Data segment:
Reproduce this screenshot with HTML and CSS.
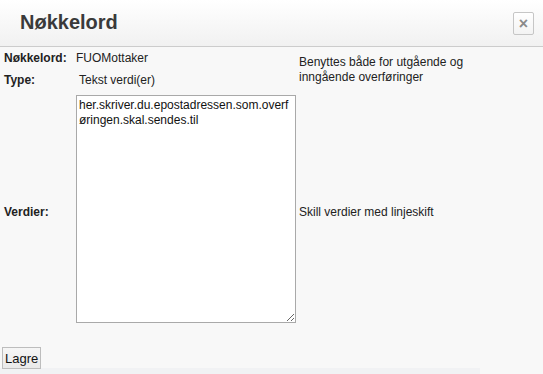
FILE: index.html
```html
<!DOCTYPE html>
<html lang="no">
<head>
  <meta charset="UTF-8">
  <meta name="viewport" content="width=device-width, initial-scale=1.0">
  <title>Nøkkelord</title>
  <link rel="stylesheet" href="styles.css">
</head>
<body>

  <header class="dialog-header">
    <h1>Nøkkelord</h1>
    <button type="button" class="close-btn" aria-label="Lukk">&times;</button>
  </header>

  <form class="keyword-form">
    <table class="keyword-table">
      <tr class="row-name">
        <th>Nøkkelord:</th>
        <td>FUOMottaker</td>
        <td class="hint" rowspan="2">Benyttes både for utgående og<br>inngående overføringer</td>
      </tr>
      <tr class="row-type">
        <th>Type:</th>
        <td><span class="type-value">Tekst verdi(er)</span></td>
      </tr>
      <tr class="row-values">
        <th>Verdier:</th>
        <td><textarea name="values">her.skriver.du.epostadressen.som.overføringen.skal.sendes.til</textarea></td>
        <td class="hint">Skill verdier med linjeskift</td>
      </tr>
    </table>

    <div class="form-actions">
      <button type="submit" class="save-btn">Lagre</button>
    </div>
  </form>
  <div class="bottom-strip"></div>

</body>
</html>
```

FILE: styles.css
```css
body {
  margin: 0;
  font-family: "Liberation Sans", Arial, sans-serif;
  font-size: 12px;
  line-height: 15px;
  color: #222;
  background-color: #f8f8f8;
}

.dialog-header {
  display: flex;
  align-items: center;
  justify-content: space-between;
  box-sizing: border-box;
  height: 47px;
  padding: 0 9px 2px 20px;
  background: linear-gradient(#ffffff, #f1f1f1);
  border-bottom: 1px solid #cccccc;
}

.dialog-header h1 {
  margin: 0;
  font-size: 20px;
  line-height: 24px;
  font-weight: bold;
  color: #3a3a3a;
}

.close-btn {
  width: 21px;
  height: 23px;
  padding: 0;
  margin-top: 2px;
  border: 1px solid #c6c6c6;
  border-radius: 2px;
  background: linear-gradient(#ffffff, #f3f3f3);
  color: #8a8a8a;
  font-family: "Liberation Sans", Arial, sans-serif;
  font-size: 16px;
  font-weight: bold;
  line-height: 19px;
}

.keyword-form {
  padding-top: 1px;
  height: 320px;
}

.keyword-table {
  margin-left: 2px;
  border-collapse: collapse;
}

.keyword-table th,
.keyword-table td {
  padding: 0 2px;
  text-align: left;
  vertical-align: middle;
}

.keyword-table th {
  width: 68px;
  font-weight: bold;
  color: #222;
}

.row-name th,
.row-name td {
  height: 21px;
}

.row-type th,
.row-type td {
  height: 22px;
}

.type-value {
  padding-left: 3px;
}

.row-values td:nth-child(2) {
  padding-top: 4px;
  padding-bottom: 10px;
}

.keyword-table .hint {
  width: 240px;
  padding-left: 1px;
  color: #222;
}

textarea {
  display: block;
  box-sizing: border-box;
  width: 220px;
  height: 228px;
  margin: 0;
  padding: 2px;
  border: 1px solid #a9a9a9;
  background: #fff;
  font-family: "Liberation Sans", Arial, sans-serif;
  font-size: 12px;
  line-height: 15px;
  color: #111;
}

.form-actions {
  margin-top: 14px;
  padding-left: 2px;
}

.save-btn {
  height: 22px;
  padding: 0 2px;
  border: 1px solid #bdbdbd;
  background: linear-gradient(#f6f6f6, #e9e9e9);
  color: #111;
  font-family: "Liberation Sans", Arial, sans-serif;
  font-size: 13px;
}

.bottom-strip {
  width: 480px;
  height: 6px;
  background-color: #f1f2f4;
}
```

Task: Give all the lines above again, character for character, without pictures.

Exercise result:
Reproduce this screenshot with HTML and CSS.
FILE: index.html
```html
<!DOCTYPE html>
<html lang="no">
<head>
  <meta charset="UTF-8">
  <meta name="viewport" content="width=device-width, initial-scale=1.0">
  <title>Nøkkelord</title>
  <link rel="stylesheet" href="styles.css">
</head>
<body>

  <header class="dialog-header">
    <h1>Nøkkelord</h1>
    <button type="button" class="close-btn" aria-label="Lukk">&times;</button>
  </header>

  <form class="keyword-form">
    <table class="keyword-table">
      <tr class="row-name">
        <th>Nøkkelord:</th>
        <td>FUOMottaker</td>
        <td class="hint" rowspan="2">Benyttes både for utgående og<br>inngående overføringer</td>
      </tr>
      <tr class="row-type">
        <th>Type:</th>
        <td><span class="type-value">Tekst verdi(er)</span></td>
      </tr>
      <tr class="row-values">
        <th>Verdier:</th>
        <td><textarea name="values">her.skriver.du.epostadressen.som.overføringen.skal.sendes.til</textarea></td>
        <td class="hint">Skill verdier med linjeskift</td>
      </tr>
    </table>

    <div class="form-actions">
      <button type="submit" class="save-btn">Lagre</button>
    </div>
  </form>
  <div class="bottom-strip"></div>

</body>
</html>
```

FILE: styles.css
```css
body {
  margin: 0;
  font-family: "Liberation Sans", Arial, sans-serif;
  font-size: 12px;
  line-height: 15px;
  color: #222;
  background-color: #f8f8f8;
}

.dialog-header {
  display: flex;
  align-items: center;
  justify-content: space-between;
  box-sizing: border-box;
  height: 47px;
  padding: 0 9px 2px 20px;
  background: linear-gradient(#ffffff, #f1f1f1);
  border-bottom: 1px solid #cccccc;
}

.dialog-header h1 {
  margin: 0;
  font-size: 20px;
  line-height: 24px;
  font-weight: bold;
  color: #3a3a3a;
}

.close-btn {
  width: 21px;
  height: 23px;
  padding: 0;
  margin-top: 2px;
  border: 1px solid #c6c6c6;
  border-radius: 2px;
  background: linear-gradient(#ffffff, #f3f3f3);
  color: #8a8a8a;
  font-family: "Liberation Sans", Arial, sans-serif;
  font-size: 16px;
  font-weight: bold;
  line-height: 19px;
}

.keyword-form {
  padding-top: 1px;
  height: 320px;
}

.keyword-table {
  margin-left: 2px;
  border-collapse: collapse;
}

.keyword-table th,
.keyword-table td {
  padding: 0 2px;
  text-align: left;
  vertical-align: middle;
}

.keyword-table th {
  width: 68px;
  font-weight: bold;
  color: #222;
}

.row-name th,
.row-name td {
  height: 21px;
}

.row-type th,
.row-type td {
  height: 22px;
}

.type-value {
  padding-left: 3px;
}

.row-values td:nth-child(2) {
  padding-top: 4px;
  padding-bottom: 10px;
}

.keyword-table .hint {
  width: 240px;
  padding-left: 1px;
  color: #222;
}

textarea {
  display: block;
  box-sizing: border-box;
  width: 220px;
  height: 228px;
  margin: 0;
  padding: 2px;
  border: 1px solid #a9a9a9;
  background: #fff;
  font-family: "Liberation Sans", Arial, sans-serif;
  font-size: 12px;
  line-height: 15px;
  color: #111;
}

.form-actions {
  margin-top: 14px;
  padding-left: 2px;
}

.save-btn {
  height: 22px;
  padding: 0 2px;
  border: 1px solid #bdbdbd;
  background: linear-gradient(#f6f6f6, #e9e9e9);
  color: #111;
  font-family: "Liberation Sans", Arial, sans-serif;
  font-size: 13px;
}

.bottom-strip {
  width: 480px;
  height: 6px;
  background-color: #f1f2f4;
}
```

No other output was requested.